Benjamin's design seems to be indicative of his belief that play should follow the natural shape of the sea creature. The mother dragon exemplifies the more geometric and angular construction of Dominguez's early work, and the pieces at Legg Lake share this characteristic style. [k5] The whale's function is straightforward, with its big happy mouth inviting you to climb inside and slide from its blow hole, down its tail. It's surprising and delightful how slippery a cement surface can be. The octopus' play purpose is not so evident, as its rounded coils of tentacles are a bit too tall and slippery to climb. Perhaps its function is not exactly to be a plaything, but simply to be your friend. Children and adults eventually curl into one of its arms, together saluting the sun as it dips into the horizon, setting the rippling lake ablaze.

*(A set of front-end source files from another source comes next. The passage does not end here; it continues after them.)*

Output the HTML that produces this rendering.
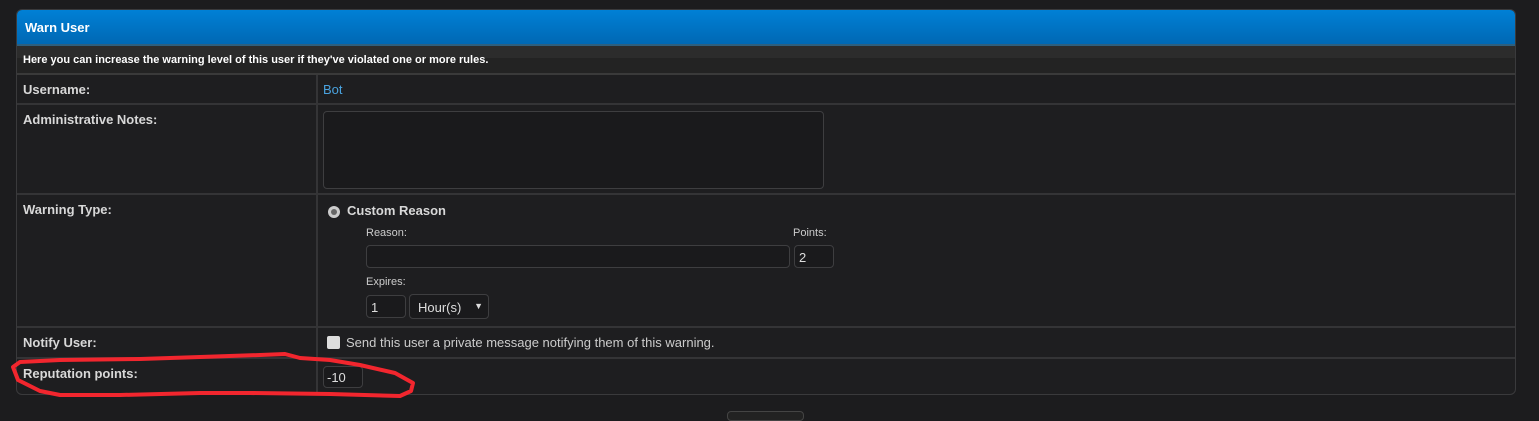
<!DOCTYPE html>
<html><head><meta charset="utf-8"><style>
*{box-sizing:border-box;margin:0;padding:0}
body{width:1539px;height:415px;background:#1c1c1e;font-family:"Liberation Sans",sans-serif;color:#ddd;position:relative;overflow:hidden}
.box{position:absolute;left:16px;top:9px;width:1500px;height:386px;border:1px solid #3a3a3c;border-radius:6px;background:#1e1e20;overflow:hidden}
.hd{position:absolute;left:0;top:0;right:0;height:36px;background:linear-gradient(#0080d6,#0068b4);border-bottom:2px solid #2e5f7e;color:#fff;font-weight:bold;font-size:13px;padding:10px 8px}
.sub{position:absolute;left:0;top:36px;right:0;height:29px;background:linear-gradient(#2c2c2c 0,#2c2c2c 45%,#232323 45%);color:#fff;font-weight:bold;font-size:11px;padding:8px 6px;border-bottom:2px solid #3a3a3a}
.row{position:absolute;left:0;right:0;border-bottom:2px solid #343436}
.l{position:absolute;left:6px;top:7px;font-weight:bold;font-size:13px;color:#d8d8d8}
.div{position:absolute;left:299px;top:65px;width:2px;height:320px;background:#343436}
.in{position:absolute;border:1px solid #3e3e40;border-radius:4px;background:#1a1a1c;font-size:13px;color:#ddd;padding:4px 4px}
.t{position:absolute;font-size:11px;color:#ccc}
</style></head><body>
<div class="box">
<div class="hd">Warn User</div>
<div class="sub">Here you can increase the warning level of this user if they've violated one or more rules.</div>
<div class="row" style="top:65px;height:30px"><div class="l">Username:</div><div style="position:absolute;left:306px;top:7px;font-size:13px;color:#4aa3df">Bot</div></div>
<div class="row" style="top:95px;height:90px"><div class="l">Administrative Notes:</div></div>
<div class="in" style="left:306px;top:101px;width:501px;height:78px"></div>
<div class="row" style="top:185px;height:133px"><div class="l">Warning Type:</div></div>
<div style="position:absolute;left:311px;top:196px;width:12px;height:12px;border-radius:50%;background:#ccc"><div style="position:absolute;left:3px;top:3px;width:6px;height:6px;border-radius:50%;background:#666"></div></div>
<div style="position:absolute;left:330px;top:193px;font-weight:bold;font-size:13px;color:#d8d8d8">Custom Reason</div>
<div class="t" style="left:349px;top:217px">Reason:</div>
<div class="t" style="left:776px;top:217px">Points:</div>
<div class="in" style="left:349px;top:235px;width:424px;height:23px"></div>
<div class="in" style="left:777px;top:235px;width:40px;height:23px">2</div>
<div class="t" style="left:349px;top:266px">Expires:</div>
<div class="in" style="left:349px;top:285px;width:40px;height:23px">1</div>
<div class="in" style="left:392px;top:284px;width:80px;height:25px;padding:5px 8px">Hour(s)<span style="position:absolute;right:5px;top:6px;font-size:9px">▼</span></div>
<div class="row" style="top:318px;height:31px"><div class="l">Notify User:</div></div>
<div style="position:absolute;left:310px;top:326px;width:13px;height:13px;border-radius:2px;background:#ddd"></div>
<div style="position:absolute;left:329px;top:325px;font-size:13px;color:#ccc">Send this user a private message notifying them of this warning.</div>
<div class="row" style="top:349px;height:37px;border:0"><div class="l">Reputation points:</div></div>
<div class="in" style="left:306px;top:356px;width:40px;height:22px;padding:3px 3px">-10</div>
<div class="div"></div>
</div>
<div style="position:absolute;left:727px;top:411px;width:77px;height:10px;border:1px solid #444;border-radius:4px;background:#222"></div>
<svg width="1539" height="415" style="position:absolute;left:0;top:0">
<path d="M20,362 L60,360 L140,359 L200,357 L260,355 L285,354 L300,358 L330,360 L360,365 L395,373 L413,383 L411,391 L400,396 L330,394 L250,393 L200,393 L120,395 L60,395 L40,391 L18,380 L13,367 Z" fill="none" stroke="#f2262e" stroke-width="4" stroke-linejoin="round"/>
</svg>
</body></html>
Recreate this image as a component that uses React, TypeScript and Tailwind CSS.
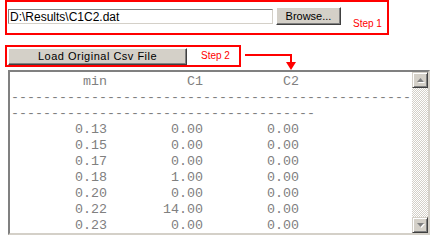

The Legg Lake Play Sculptures are the only remaining examples of Dominguez's earlier, more geometric design work. They have beautified the poetic landscape that is a haven from the surrounding urban areas, and have provided recreation to millions of visitors, and created an atmosphere of decorative and functional fantasy.[3] The pieces, which have maintained a perfect safety record over five decades, are valued by Los Angeles County, and beloved by the communities that enjoy them. While the traditional playground equipment in the Lakes Area has been replaced over the years, Dominguez's sculptures have remained, and the Legg Lake Play Sculptures were added to the California Register of Historical Resources in 2009.
And despite the newer playgrounds, the magnetic charm of Dominguez's creatures has not worn off with time, though their flaking paint and crumbling surfaces have. Conservation efforts by Friends of La Laguna, a local organization dedicated to the preservation of Benjamin Dominguez's works, have paid off, especially at Vincent Lugo Park in the city of San Gabriel where the play sculptures have been fully restored. At Legg Lake, the restoration process has been more drawn out without much public attention. Nonetheless, for many of its visitors, the sculptures have become the most vivid of memories in the park. Generations of families return again and again to greet the goofy creatures, laying their hands on the lovingly worn surfaces, as if greeting an old family friend. Every time, the same sweet sea creature will welcome all back home.